Era l’inizio del 2011 quando a piazza Tahrir, al Cairo, iniziarono le imponenti manifestazioni che condussero alle dimissioni di Hosni Mubarak. Fu forse l’evento più travolgente della primavera araba, l’ondata di rivolte per cui più di un dittatore invidiò la sorte di un co.co.pro. al suo ultimo giorno di contratto.
Sono passati più di due anni e la protesta è diventata endemica, oltre a guadagnarsi il premio di personaggio dell’anno del Time. In pochi mesi si sono sbloccati contesti arrugginiti da decenni. La Tunisia, dove non succedeva nulla dall’invenzione del cammello, ha licenziato il suo decennale presidente. In Egitto e in Libia due pezzi da novanta come Mubarak e Gheddafi ricevevano lo stesso trattamento.
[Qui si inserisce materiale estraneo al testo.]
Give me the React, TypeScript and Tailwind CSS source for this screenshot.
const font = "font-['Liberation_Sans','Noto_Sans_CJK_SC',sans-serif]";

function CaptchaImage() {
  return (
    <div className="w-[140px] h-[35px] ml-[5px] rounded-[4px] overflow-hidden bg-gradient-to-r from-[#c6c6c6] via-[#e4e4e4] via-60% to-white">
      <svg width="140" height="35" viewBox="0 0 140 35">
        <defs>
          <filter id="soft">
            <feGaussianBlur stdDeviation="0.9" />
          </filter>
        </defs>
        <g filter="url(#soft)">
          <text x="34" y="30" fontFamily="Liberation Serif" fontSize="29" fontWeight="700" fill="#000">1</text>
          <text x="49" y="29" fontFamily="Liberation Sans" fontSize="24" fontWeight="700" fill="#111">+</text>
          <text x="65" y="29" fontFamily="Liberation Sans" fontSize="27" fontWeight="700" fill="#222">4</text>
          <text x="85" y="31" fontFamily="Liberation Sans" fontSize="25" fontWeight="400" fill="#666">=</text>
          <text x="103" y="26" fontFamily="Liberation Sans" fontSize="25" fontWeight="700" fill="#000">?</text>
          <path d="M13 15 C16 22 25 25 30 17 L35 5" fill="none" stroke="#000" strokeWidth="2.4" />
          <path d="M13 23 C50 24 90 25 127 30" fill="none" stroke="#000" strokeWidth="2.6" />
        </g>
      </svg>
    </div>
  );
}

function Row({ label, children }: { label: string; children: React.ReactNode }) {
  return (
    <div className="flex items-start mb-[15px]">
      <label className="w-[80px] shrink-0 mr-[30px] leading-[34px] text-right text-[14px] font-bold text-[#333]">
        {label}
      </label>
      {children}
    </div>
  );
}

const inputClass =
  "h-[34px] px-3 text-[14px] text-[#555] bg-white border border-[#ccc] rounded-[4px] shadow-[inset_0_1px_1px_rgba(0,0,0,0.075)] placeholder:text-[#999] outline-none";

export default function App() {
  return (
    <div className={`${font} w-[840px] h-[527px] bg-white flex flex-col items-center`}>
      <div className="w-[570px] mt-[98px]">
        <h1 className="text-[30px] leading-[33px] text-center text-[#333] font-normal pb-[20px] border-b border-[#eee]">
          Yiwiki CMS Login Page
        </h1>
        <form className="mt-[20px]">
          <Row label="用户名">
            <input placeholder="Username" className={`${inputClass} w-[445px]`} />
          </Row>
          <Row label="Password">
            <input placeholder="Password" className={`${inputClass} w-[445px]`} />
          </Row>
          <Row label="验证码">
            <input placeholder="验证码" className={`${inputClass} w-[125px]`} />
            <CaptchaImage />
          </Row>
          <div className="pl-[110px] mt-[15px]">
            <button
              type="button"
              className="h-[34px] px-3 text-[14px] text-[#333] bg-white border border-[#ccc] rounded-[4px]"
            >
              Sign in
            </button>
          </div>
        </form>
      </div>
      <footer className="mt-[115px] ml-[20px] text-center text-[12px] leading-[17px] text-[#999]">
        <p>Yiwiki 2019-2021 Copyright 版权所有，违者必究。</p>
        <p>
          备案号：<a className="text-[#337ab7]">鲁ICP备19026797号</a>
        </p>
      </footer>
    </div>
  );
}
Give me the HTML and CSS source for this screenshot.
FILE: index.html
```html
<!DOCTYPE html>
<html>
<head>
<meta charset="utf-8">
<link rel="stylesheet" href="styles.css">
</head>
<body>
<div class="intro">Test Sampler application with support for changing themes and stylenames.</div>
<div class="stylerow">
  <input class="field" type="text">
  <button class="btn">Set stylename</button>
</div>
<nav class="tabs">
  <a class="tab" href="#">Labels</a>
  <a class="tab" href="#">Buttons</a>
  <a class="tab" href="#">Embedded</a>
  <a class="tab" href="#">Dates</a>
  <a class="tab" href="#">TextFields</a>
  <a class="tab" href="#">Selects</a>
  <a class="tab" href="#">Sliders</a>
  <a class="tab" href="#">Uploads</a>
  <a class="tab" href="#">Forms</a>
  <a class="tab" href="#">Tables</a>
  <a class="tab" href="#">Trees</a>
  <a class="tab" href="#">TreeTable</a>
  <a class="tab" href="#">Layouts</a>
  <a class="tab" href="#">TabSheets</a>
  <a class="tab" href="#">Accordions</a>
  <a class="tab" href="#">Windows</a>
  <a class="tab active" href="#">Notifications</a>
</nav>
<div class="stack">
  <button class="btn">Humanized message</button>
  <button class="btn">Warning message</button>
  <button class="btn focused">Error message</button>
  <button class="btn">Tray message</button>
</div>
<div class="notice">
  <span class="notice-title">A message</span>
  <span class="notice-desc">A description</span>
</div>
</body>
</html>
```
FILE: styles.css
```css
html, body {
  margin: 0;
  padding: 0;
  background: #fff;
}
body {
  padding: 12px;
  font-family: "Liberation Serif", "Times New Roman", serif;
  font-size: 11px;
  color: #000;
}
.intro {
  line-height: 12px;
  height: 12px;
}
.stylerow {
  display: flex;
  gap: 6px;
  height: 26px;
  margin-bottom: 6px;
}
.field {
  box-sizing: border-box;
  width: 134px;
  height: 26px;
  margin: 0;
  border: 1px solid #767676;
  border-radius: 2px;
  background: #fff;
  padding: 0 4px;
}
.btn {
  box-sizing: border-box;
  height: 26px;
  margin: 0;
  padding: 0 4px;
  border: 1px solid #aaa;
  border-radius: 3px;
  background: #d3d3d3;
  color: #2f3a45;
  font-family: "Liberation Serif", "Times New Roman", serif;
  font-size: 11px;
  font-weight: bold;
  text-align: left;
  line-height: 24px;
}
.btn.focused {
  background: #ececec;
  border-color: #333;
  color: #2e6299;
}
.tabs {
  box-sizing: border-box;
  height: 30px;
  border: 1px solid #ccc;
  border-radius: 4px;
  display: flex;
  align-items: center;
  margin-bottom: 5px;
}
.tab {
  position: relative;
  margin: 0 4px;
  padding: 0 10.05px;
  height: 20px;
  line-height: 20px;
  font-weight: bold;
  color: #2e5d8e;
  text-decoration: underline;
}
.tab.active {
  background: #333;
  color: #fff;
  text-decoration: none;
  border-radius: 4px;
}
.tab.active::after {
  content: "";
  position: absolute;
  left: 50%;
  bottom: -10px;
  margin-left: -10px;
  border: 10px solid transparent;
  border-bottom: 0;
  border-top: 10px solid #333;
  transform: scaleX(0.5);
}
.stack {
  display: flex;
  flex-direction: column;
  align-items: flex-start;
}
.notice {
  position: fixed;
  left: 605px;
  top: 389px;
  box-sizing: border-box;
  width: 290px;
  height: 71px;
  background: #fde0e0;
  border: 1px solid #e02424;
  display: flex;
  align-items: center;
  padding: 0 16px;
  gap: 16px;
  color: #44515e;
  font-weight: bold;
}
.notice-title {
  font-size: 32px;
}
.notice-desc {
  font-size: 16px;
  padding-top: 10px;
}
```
In Occidente ci siamo gasati tutti. Sembrava che una specie di ’68 meglio riuscito stesse capitando proprio sotto casa. Gli egiziani facevano quello che avremmo voluto fare da un pezzo con Berlusconi, e senza neanche passare per Santoro.
Poi qualcosa si è inceppato. La primavera araba già in Libia non è riuscita a vincere facile come al Cairo o Tunisi. C’è voluto l’intervento straniero perché Gheddafi e il suo regime finissero a gambe all’aria. E della Libia del post-dittatura si sa solo che è meglio non metterci piede.
La popolazione si è sollevata anche in Siria. Ma la storia insegna quanto sia dura scagliarsi contro chi porta improbabili baffetti. E infatti Assad, a più di due anni di distanza dall’inizio delle proteste, è ancora al proprio posto, mentre la guerra civile fa a pezzi il paese.
Ci siamo allora accorti di non essere sul set della versione maghrebina di The Avengers. Chi protestava e combatteva non era sempre dalla parte dei supereroi. E, tra coloro che parteggiavano per Gheddafi e Assad, c’erano anche poveri cristi preoccupati di avere qualcosa per cena e non diventare i bersagli di una gara di tiro con il kalashnikov. Le dittature, in modo perverso e violento, avevano dato un ordine a una realtà precaria, in cui alcuni gruppi tribali o religiosi sarebbero stati destinati alla parte del ragazzino timido appena entrato in una confraternita omofoba del Texas rurale.
Parallelamente crescevano anche i dubbi sugli insorti. Soprattutto in Siria e Libia, accanto ai laici progressisti, si facevano avanti gruppi la cui idea del mondo potrebbe leggermente inquietarvi, se il venerdì sera preferite l’aperitivo alle sure del Corano.
I nostri governi hanno risolto il complicato dilemma in tre semplici mosse:
- Assad è cattivo
- anche gli islamisti sono cattivi (ma un po’ meno)
- i progressisti sono buoni (ma i fondi per loro li abbiamo usati per ritardare il pagamento dell’Imu)
Le forze con in mente un futuro post-dittatura più simile a una forma di governo partecipativa si ritrovano così a combattere con i miniciccioli, mentre la componente più invasata degli insorti riceve vagonate di armi da paesi interessati a una forte presenza islamica radicale nella regione.
Qualcosa di nuovo è sopraggiunto con le proteste di piazza Taksim, a Istanbul. Come tre anni fa in Tunisia anche questa volta il dissenso è esploso inaspettato. E contagioso. In pochi pronosticavano una diffusione della primavera araba proprio in Turchia, un paese dove le cose vanno meno peggio che altrove.
Lo scontento si è subito presentato nella forma vivace e rinnovatrice di piazza Tahrir, incanalando su di sé le attenzioni di tutto il mondo. Forme di protesta finalmente nuove hanno messo in subbuglio una cronologia del dissenso che sembrava virare sempre più verso credo fondamentalisti e teleguidati da interessi esteri.
E ieri sono scesi di nuovo in piazza loro, gli Egiziani.
Mubarak e la sua faccia da cattivo delle soap opera sono stati sostituiti da Mohamed Morsi. Uno che, provata l’ebrezza della democrazia, è rimasto traumatizzato al punto da rincorrere un ritorno all’ancien régime. Oltre ad assicurare ai suoi compagni di partito buona parte delle posizioni di forza dell’apparato statale, sta cercando di accaparrare per se stesso quanti più poteri possibile.
La rivoluzione è stata tradita, sembrano dire gli Egiziani. E oggi sono di nuovo in piazza Tahrir a fare casino, per rimettere in moto qualcosa che si era inceppato. La primavera araba riparte dal via.